Entries with page source code
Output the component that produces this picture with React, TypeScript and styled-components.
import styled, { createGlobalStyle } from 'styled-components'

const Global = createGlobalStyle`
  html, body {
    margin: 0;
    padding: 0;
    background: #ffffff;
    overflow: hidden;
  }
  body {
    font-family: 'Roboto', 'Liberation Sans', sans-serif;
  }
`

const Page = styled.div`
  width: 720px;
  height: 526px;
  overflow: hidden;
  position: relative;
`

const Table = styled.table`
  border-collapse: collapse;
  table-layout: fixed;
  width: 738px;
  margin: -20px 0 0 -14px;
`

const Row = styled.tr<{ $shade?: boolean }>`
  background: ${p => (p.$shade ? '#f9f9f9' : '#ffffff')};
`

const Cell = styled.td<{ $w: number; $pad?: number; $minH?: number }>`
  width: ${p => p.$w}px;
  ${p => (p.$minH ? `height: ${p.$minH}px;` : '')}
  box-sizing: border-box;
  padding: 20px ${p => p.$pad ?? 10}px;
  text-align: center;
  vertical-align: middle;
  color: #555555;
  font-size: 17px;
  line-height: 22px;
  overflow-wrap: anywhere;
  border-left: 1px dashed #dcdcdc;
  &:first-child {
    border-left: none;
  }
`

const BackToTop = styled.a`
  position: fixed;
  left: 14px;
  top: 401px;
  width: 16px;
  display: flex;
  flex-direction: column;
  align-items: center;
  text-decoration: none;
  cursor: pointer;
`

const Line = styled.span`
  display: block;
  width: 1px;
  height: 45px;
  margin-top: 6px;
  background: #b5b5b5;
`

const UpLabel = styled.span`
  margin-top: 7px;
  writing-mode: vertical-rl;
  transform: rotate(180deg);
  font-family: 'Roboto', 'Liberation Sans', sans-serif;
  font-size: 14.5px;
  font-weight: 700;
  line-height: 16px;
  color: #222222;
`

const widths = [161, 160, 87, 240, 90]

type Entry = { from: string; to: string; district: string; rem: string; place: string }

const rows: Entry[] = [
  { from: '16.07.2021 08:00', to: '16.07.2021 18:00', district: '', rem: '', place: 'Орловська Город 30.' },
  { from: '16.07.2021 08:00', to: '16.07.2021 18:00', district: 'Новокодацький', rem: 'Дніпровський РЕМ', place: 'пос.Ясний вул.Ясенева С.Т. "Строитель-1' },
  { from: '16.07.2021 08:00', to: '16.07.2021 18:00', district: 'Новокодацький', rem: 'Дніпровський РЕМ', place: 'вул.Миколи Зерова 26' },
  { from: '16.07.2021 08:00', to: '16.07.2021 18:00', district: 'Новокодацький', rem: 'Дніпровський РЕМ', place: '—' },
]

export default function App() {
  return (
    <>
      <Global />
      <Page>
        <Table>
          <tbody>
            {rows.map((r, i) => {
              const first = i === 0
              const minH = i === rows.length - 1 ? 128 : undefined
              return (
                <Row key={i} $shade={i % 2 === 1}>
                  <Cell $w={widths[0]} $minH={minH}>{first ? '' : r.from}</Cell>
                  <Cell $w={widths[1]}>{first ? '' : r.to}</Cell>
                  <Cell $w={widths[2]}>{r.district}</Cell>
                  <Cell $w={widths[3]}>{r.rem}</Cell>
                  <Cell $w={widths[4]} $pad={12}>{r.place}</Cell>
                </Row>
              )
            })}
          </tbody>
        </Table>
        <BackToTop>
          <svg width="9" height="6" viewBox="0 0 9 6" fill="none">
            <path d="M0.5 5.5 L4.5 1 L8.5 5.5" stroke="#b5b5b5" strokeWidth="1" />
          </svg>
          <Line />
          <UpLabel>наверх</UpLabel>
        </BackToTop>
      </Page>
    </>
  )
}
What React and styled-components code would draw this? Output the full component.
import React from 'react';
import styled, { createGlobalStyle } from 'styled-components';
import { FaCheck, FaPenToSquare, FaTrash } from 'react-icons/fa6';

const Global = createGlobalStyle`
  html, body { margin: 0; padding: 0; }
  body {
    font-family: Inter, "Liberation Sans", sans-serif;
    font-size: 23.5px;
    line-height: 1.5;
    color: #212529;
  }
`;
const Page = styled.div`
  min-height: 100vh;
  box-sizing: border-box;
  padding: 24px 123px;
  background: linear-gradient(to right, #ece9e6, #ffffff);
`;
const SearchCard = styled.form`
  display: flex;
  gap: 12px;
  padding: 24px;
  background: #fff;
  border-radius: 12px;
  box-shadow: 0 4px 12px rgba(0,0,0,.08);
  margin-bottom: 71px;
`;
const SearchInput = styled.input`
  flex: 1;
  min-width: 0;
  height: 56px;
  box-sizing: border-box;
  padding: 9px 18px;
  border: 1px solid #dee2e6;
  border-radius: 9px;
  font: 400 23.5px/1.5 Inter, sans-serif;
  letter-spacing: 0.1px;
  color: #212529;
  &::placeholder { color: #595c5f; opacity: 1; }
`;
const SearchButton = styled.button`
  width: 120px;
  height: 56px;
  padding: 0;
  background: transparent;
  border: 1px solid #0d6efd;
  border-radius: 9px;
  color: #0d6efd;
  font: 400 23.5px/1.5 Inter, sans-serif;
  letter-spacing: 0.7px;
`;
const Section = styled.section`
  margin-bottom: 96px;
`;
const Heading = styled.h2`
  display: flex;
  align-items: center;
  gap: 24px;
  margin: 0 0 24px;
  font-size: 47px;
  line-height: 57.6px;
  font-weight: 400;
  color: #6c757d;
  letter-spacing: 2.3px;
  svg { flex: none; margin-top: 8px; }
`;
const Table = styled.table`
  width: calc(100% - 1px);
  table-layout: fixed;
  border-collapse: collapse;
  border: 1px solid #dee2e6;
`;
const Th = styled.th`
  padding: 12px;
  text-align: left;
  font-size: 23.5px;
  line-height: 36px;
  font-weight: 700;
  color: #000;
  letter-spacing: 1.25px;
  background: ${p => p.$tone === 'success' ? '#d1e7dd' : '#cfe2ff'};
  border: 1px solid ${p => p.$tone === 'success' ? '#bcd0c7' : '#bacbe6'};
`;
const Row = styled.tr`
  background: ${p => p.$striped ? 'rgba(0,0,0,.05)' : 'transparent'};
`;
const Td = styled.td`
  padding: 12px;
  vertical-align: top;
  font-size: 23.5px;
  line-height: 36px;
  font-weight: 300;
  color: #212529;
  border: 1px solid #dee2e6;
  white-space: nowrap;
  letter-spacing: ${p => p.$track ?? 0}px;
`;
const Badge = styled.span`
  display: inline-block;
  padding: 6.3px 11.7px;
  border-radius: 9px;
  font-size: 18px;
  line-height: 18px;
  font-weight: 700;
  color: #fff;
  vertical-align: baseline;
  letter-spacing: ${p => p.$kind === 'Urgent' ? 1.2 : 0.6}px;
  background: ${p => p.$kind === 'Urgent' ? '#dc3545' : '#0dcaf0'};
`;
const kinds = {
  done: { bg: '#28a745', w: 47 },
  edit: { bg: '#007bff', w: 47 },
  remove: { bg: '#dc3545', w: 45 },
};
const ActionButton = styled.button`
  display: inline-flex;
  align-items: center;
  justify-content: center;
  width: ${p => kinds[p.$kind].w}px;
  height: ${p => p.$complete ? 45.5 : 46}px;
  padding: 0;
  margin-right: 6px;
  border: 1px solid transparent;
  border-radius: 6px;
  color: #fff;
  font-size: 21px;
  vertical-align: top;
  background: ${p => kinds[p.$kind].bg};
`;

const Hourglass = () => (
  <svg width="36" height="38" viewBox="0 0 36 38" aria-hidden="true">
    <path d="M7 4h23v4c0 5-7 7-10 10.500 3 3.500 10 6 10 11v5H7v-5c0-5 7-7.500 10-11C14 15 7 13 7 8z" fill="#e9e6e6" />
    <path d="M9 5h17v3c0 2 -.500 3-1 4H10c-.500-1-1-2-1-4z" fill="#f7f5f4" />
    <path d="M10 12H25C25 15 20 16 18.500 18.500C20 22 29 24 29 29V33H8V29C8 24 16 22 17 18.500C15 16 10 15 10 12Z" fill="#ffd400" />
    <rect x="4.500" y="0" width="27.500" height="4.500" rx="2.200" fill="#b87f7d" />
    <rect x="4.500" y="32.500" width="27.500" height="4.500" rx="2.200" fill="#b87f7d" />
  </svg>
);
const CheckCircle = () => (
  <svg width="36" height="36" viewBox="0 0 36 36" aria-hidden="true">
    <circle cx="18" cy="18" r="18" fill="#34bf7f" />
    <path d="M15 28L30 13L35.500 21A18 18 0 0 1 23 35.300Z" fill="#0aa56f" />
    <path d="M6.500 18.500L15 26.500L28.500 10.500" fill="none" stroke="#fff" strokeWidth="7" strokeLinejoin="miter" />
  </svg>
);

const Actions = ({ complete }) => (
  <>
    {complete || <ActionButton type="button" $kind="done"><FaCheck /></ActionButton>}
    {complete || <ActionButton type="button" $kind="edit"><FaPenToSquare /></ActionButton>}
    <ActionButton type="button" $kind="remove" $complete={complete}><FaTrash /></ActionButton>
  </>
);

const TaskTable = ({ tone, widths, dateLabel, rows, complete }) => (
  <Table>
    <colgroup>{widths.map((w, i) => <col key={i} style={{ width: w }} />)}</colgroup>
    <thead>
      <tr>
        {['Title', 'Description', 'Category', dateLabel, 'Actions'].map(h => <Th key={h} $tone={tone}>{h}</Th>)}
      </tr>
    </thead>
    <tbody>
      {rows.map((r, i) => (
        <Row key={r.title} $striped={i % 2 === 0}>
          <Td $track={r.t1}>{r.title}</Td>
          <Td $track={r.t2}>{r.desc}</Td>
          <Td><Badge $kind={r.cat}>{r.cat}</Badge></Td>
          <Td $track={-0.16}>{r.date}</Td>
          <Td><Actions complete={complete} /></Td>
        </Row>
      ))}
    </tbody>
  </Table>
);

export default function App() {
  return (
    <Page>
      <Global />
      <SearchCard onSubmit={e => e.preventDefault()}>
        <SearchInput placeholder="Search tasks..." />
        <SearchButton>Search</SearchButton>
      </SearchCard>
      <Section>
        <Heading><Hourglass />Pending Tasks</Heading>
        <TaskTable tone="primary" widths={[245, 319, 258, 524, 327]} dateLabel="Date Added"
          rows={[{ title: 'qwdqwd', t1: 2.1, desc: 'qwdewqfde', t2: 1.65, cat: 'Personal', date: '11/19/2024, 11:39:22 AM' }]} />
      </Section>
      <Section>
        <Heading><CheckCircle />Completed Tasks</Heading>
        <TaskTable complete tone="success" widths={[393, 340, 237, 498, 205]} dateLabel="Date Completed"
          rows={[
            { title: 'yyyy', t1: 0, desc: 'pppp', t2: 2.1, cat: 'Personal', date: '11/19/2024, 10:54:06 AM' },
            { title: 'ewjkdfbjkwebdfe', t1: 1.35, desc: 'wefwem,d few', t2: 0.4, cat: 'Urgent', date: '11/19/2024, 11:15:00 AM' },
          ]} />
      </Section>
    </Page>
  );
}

### [SHORT TASK]
Gather up every line from the listing above in which the word "Output" occurs.

### [WRITTEN SOLUTION]
Output the component that produces this picture with React, TypeScript and styled-components.
What React and styled-components code would draw this? Output the full component.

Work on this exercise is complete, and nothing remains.